§ Job
Output the full listing below exactly as it reads, and skip anything that is a picture.

§ The input
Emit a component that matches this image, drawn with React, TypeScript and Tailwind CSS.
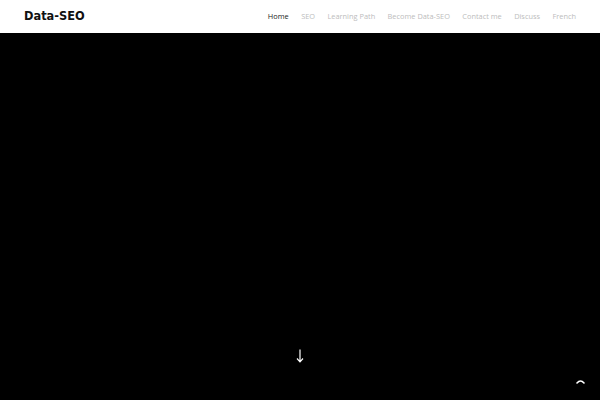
import React from "react";

const links = ["Home", "SEO", "Learning Path", "Become Data-SEO", "Contact me", "Discuss", "French"];

export default function App() {
  return (
    <div className="flex h-[400px] w-[600px] flex-col overflow-hidden bg-black">
      <header className="flex h-[33px] shrink-0 items-center justify-between bg-white pl-[24px] pr-[24px]">
        <a className="text-[11.4px] font-bold text-[#111] font-['DejaVu_Sans',sans-serif]">Data-SEO</a>
        <nav className="flex items-center gap-[12.4px] pt-[1px] text-[7.4px] font-['Open_Sans',sans-serif]">
          {links.map((l, i) => (
            <a key={l} className={i === 0 ? "text-[#222]" : "text-[#bdbdbd]"}>
              {l}
            </a>
          ))}
        </nav>
      </header>
      <main className="relative flex flex-1 flex-col items-center justify-end pb-[37px]">
        {/* scroll-down arrow */}
        <svg width="8" height="14" viewBox="0 0 8 14">
          <path d="M4 0.5 V12.5 M1 9.5 L4 12.8 L7 9.5" stroke="white" strokeWidth="1.2" fill="none" />
        </svg>
        {/* back-to-top */}
        <svg className="absolute bottom-[16px] right-[15px]" width="9" height="5" viewBox="0 0 9 5">
          <path d="M1 4 Q4.5 0 8 4" stroke="white" strokeWidth="1.6" fill="none" strokeLinecap="round" />
        </svg>
      </main>
    </div>
  );
}
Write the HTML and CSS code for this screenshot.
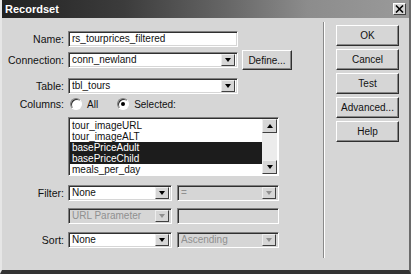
FILE: index.html
```html
<!DOCTYPE html>
<html lang="en">
<head>
	<meta charset="UTF-8">
	<title>Recordset</title>
	<link rel="stylesheet" href="styles.css">
</head>
<body>
	<div class="window">
		<div class="titlebar">
			<span class="title">Recordset</span>
			<span class="close">
				<svg width="9" height="8" viewBox="0 0 9 8"><path d="M1 0.5L8 7.5M8 0.5L1 7.5" stroke="#000" stroke-width="1.6"/></svg>
			</span>
		</div>
		<div class="client">
			<div class="form">
				<div class="row r-name">
					<label>Name:</label>
					<div class="field w170">rs_tourprices_filtered</div>
				</div>
				<div class="row r-conn">
					<label>Connection:</label>
					<div class="select w170"><span class="val">conn_newland</span><span class="arrow"></span></div>
					<div class="btn define">Define...</div>
				</div>
				<div class="row r-table">
					<label>Table:</label>
					<div class="select w170"><span class="val">tbl_tours</span><span class="arrow"></span></div>
				</div>
				<div class="row r-cols">
					<label>Columns:</label>
					<span class="radio"></span><span class="opt">All</span>
					<span class="radio on"></span><span class="opt">Selected:</span>
				</div>
				<div class="row r-list">
					<label></label>
					<div class="listbox">
						<ul>
							<li>tour_imageURL</li>
							<li>tour_imageALT</li>
							<li class="sel">basePriceAdult</li>
							<li class="sel">basePriceChild</li>
							<li>meals_per_day</li>
						</ul>
						<div class="scroll">
							<span class="sb up"></span>
							<span class="track"></span>
							<span class="sb down"></span>
						</div>
					</div>
				</div>
				<div class="row r-filter">
					<label>Filter:</label>
					<div class="select w104"><span class="val">None</span><span class="arrow"></span></div>
					<div class="select w102 off"><span class="val">=</span><span class="arrow"></span></div>
				</div>
				<div class="row r-param">
					<label></label>
					<div class="select w104 off"><span class="val">URL Parameter</span><span class="arrow"></span></div>
					<div class="field w102 off"></div>
				</div>
				<div class="row r-sort">
					<label>Sort:</label>
					<div class="select w104"><span class="val">None</span><span class="arrow"></span></div>
					<div class="select w102 off"><span class="val">Ascending</span><span class="arrow"></span></div>
				</div>
			</div>
			<div class="sep"></div>
			<div class="buttons">
				<div class="btn">OK</div>
				<div class="btn">Cancel</div>
				<div class="btn">Test</div>
				<div class="btn">Advanced...</div>
				<div class="btn">Help</div>
			</div>
		</div>
	</div>
</body>
</html>
```

FILE: styles.css
```css
*{box-sizing:border-box;}
body{margin:0;background:#d6d6d6;font:10px "Liberation Sans",Arial,sans-serif;color:#111;}
ul{list-style:none;margin:0;padding:0;}

.window{width:411px;height:274px;display:flex;flex-direction:column;background:#d6d6d6;border-left:2px solid #e6e6e6;border-right:2px solid #6a6a6a;border-bottom:4px solid #333;}

.titlebar{height:18px;display:flex;align-items:center;padding-left:3px;background:linear-gradient(to right,#222,#3c3c3c 30%,#666 55%,#8c8c8c 75%,#9a9a9a);}
.titlebar .title{color:#fff;font-weight:bold;font-size:11px;}
.titlebar .close{margin-left:auto;margin-right:3px;width:13px;height:12px;display:flex;align-items:center;justify-content:center;background:#d6d6d6;border:1px solid;border-color:#fff #404040 #404040 #fff;}

.client{flex:1;display:flex;}
.form{width:321px;padding-top:13px;}
.sep{width:2px;margin:4px 0 12px;border-left:1px solid #8a8a8a;border-right:1px solid #fff;}
.buttons{display:flex;flex-direction:column;gap:3px;padding:7px 0 0 11px;}

.row{display:flex;align-items:center;}
.row label{width:66px;padding-right:4px;text-align:right;font-size:10.5px;}
.r-conn{height:20px;margin-top:3px;}
.r-table{margin-top:8px;}
.r-cols{height:14px;margin-top:3px;}
.r-list{margin-top:6px;}
.r-filter{margin-top:9px;}
.r-param{margin-top:7px;}
.r-sort{margin-top:8px;}
.r-filter .select + .select,.r-param .select + .field,.r-sort .select + .select{margin-left:5px;}

.w170{width:170px;}
.w104{width:104px;}
.w102{width:102px;}

.field,.select{height:16px;background:#fff;border:1px solid;border-color:#808080 #fff #fff #808080;box-shadow:inset 1px 1px #303030,inset -1px -1px #d6d6d6;line-height:14px;padding-left:3px;white-space:nowrap;overflow:hidden;}
.select{display:flex;padding-right:2px;}
.select .val{flex:1;overflow:hidden;}
.select .arrow{width:14px;height:12px;margin-top:1px;display:flex;align-items:center;justify-content:center;background:#d6d6d6;border:1px solid;border-color:#eee #404040 #404040 #eee;}
.select .arrow:after{content:"";border-top:4px solid #000;border-left:3px solid transparent;border-right:3px solid transparent;}
.off{background:#d6d6d6;color:#909090;}
.off .arrow:after{border-top-color:#909090;}

.btn{height:21px;display:flex;align-items:center;justify-content:center;background:#d6d6d6;border:1px solid;border-color:#fff #303030 #303030 #fff;box-shadow:inset -1px -1px #888;}
.buttons .btn{width:63px;}
.define{width:50px;height:20px;margin-left:4px;}

.radio{width:12px;height:12px;border-radius:50%;margin-left:2px;background:#fff;border:1px solid;border-color:#808080 #fff #fff #808080;box-shadow:inset 1px 1px #303030;display:flex;align-items:center;justify-content:center;}
.radio.on:after{content:"";width:4px;height:4px;border-radius:50%;background:#000;}
.opt{margin-left:5px;margin-right:17px;}

.listbox{width:211px;height:59px;display:flex;background:#fff;border:1px solid;border-color:#808080 #fff #fff #808080;box-shadow:inset 1px 1px #303030;padding:1px;}
.listbox ul{flex:1;padding-top:1px;}
.listbox li{height:11px;line-height:11px;padding-left:2px;}
.listbox li.sel{background:#1c1c1c;color:#fff;}
.scroll{width:15px;display:flex;flex-direction:column;background:#ececec;}
.scroll .track{flex:1;}
.scroll .sb{height:14px;display:flex;align-items:center;justify-content:center;background:#d6d6d6;border:1px solid;border-color:#eee #404040 #404040 #eee;}
.scroll .up:after{content:"";border-bottom:4px solid #000;border-left:3px solid transparent;border-right:3px solid transparent;}
.scroll .down:after{content:"";border-top:4px solid #000;border-left:3px solid transparent;border-right:3px solid transparent;}
```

§ Result below
Emit a component that matches this image, drawn with React, TypeScript and Tailwind CSS.
import React from "react";

const links = ["Home", "SEO", "Learning Path", "Become Data-SEO", "Contact me", "Discuss", "French"];

export default function App() {
  return (
    <div className="flex h-[400px] w-[600px] flex-col overflow-hidden bg-black">
      <header className="flex h-[33px] shrink-0 items-center justify-between bg-white pl-[24px] pr-[24px]">
        <a className="text-[11.4px] font-bold text-[#111] font-['DejaVu_Sans',sans-serif]">Data-SEO</a>
        <nav className="flex items-center gap-[12.4px] pt-[1px] text-[7.4px] font-['Open_Sans',sans-serif]">
          {links.map((l, i) => (
            <a key={l} className={i === 0 ? "text-[#222]" : "text-[#bdbdbd]"}>
              {l}
            </a>
          ))}
        </nav>
      </header>
      <main className="relative flex flex-1 flex-col items-center justify-end pb-[37px]">
        {/* scroll-down arrow */}
        <svg width="8" height="14" viewBox="0 0 8 14">
          <path d="M4 0.5 V12.5 M1 9.5 L4 12.8 L7 9.5" stroke="white" strokeWidth="1.2" fill="none" />
        </svg>
        {/* back-to-top */}
        <svg className="absolute bottom-[16px] right-[15px]" width="9" height="5" viewBox="0 0 9 5">
          <path d="M1 4 Q4.5 0 8 4" stroke="white" strokeWidth="1.6" fill="none" strokeLinecap="round" />
        </svg>
      </main>
    </div>
  );
}
Write the HTML and CSS code for this screenshot.
FILE: index.html
```html
<!DOCTYPE html>
<html lang="en">
<head>
	<meta charset="UTF-8">
	<title>Recordset</title>
	<link rel="stylesheet" href="styles.css">
</head>
<body>
	<div class="window">
		<div class="titlebar">
			<span class="title">Recordset</span>
			<span class="close">
				<svg width="9" height="8" viewBox="0 0 9 8"><path d="M1 0.5L8 7.5M8 0.5L1 7.5" stroke="#000" stroke-width="1.6"/></svg>
			</span>
		</div>
		<div class="client">
			<div class="form">
				<div class="row r-name">
					<label>Name:</label>
					<div class="field w170">rs_tourprices_filtered</div>
				</div>
				<div class="row r-conn">
					<label>Connection:</label>
					<div class="select w170"><span class="val">conn_newland</span><span class="arrow"></span></div>
					<div class="btn define">Define...</div>
				</div>
				<div class="row r-table">
					<label>Table:</label>
					<div class="select w170"><span class="val">tbl_tours</span><span class="arrow"></span></div>
				</div>
				<div class="row r-cols">
					<label>Columns:</label>
					<span class="radio"></span><span class="opt">All</span>
					<span class="radio on"></span><span class="opt">Selected:</span>
				</div>
				<div class="row r-list">
					<label></label>
					<div class="listbox">
						<ul>
							<li>tour_imageURL</li>
							<li>tour_imageALT</li>
							<li class="sel">basePriceAdult</li>
							<li class="sel">basePriceChild</li>
							<li>meals_per_day</li>
						</ul>
						<div class="scroll">
							<span class="sb up"></span>
							<span class="track"></span>
							<span class="sb down"></span>
						</div>
					</div>
				</div>
				<div class="row r-filter">
					<label>Filter:</label>
					<div class="select w104"><span class="val">None</span><span class="arrow"></span></div>
					<div class="select w102 off"><span class="val">=</span><span class="arrow"></span></div>
				</div>
				<div class="row r-param">
					<label></label>
					<div class="select w104 off"><span class="val">URL Parameter</span><span class="arrow"></span></div>
					<div class="field w102 off"></div>
				</div>
				<div class="row r-sort">
					<label>Sort:</label>
					<div class="select w104"><span class="val">None</span><span class="arrow"></span></div>
					<div class="select w102 off"><span class="val">Ascending</span><span class="arrow"></span></div>
				</div>
			</div>
			<div class="sep"></div>
			<div class="buttons">
				<div class="btn">OK</div>
				<div class="btn">Cancel</div>
				<div class="btn">Test</div>
				<div class="btn">Advanced...</div>
				<div class="btn">Help</div>
			</div>
		</div>
	</div>
</body>
</html>
```

FILE: styles.css
```css
*{box-sizing:border-box;}
body{margin:0;background:#d6d6d6;font:10px "Liberation Sans",Arial,sans-serif;color:#111;}
ul{list-style:none;margin:0;padding:0;}

.window{width:411px;height:274px;display:flex;flex-direction:column;background:#d6d6d6;border-left:2px solid #e6e6e6;border-right:2px solid #6a6a6a;border-bottom:4px solid #333;}

.titlebar{height:18px;display:flex;align-items:center;padding-left:3px;background:linear-gradient(to right,#222,#3c3c3c 30%,#666 55%,#8c8c8c 75%,#9a9a9a);}
.titlebar .title{color:#fff;font-weight:bold;font-size:11px;}
.titlebar .close{margin-left:auto;margin-right:3px;width:13px;height:12px;display:flex;align-items:center;justify-content:center;background:#d6d6d6;border:1px solid;border-color:#fff #404040 #404040 #fff;}

.client{flex:1;display:flex;}
.form{width:321px;padding-top:13px;}
.sep{width:2px;margin:4px 0 12px;border-left:1px solid #8a8a8a;border-right:1px solid #fff;}
.buttons{display:flex;flex-direction:column;gap:3px;padding:7px 0 0 11px;}

.row{display:flex;align-items:center;}
.row label{width:66px;padding-right:4px;text-align:right;font-size:10.5px;}
.r-conn{height:20px;margin-top:3px;}
.r-table{margin-top:8px;}
.r-cols{height:14px;margin-top:3px;}
.r-list{margin-top:6px;}
.r-filter{margin-top:9px;}
.r-param{margin-top:7px;}
.r-sort{margin-top:8px;}
.r-filter .select + .select,.r-param .select + .field,.r-sort .select + .select{margin-left:5px;}

.w170{width:170px;}
.w104{width:104px;}
.w102{width:102px;}

.field,.select{height:16px;background:#fff;border:1px solid;border-color:#808080 #fff #fff #808080;box-shadow:inset 1px 1px #303030,inset -1px -1px #d6d6d6;line-height:14px;padding-left:3px;white-space:nowrap;overflow:hidden;}
.select{display:flex;padding-right:2px;}
.select .val{flex:1;overflow:hidden;}
.select .arrow{width:14px;height:12px;margin-top:1px;display:flex;align-items:center;justify-content:center;background:#d6d6d6;border:1px solid;border-color:#eee #404040 #404040 #eee;}
.select .arrow:after{content:"";border-top:4px solid #000;border-left:3px solid transparent;border-right:3px solid transparent;}
.off{background:#d6d6d6;color:#909090;}
.off .arrow:after{border-top-color:#909090;}

.btn{height:21px;display:flex;align-items:center;justify-content:center;background:#d6d6d6;border:1px solid;border-color:#fff #303030 #303030 #fff;box-shadow:inset -1px -1px #888;}
.buttons .btn{width:63px;}
.define{width:50px;height:20px;margin-left:4px;}

.radio{width:12px;height:12px;border-radius:50%;margin-left:2px;background:#fff;border:1px solid;border-color:#808080 #fff #fff #808080;box-shadow:inset 1px 1px #303030;display:flex;align-items:center;justify-content:center;}
.radio.on:after{content:"";width:4px;height:4px;border-radius:50%;background:#000;}
.opt{margin-left:5px;margin-right:17px;}

.listbox{width:211px;height:59px;display:flex;background:#fff;border:1px solid;border-color:#808080 #fff #fff #808080;box-shadow:inset 1px 1px #303030;padding:1px;}
.listbox ul{flex:1;padding-top:1px;}
.listbox li{height:11px;line-height:11px;padding-left:2px;}
.listbox li.sel{background:#1c1c1c;color:#fff;}
.scroll{width:15px;display:flex;flex-direction:column;background:#ececec;}
.scroll .track{flex:1;}
.scroll .sb{height:14px;display:flex;align-items:center;justify-content:center;background:#d6d6d6;border:1px solid;border-color:#eee #404040 #404040 #eee;}
.scroll .up:after{content:"";border-bottom:4px solid #000;border-left:3px solid transparent;border-right:3px solid transparent;}
.scroll .down:after{content:"";border-top:4px solid #000;border-left:3px solid transparent;border-right:3px solid transparent;}
```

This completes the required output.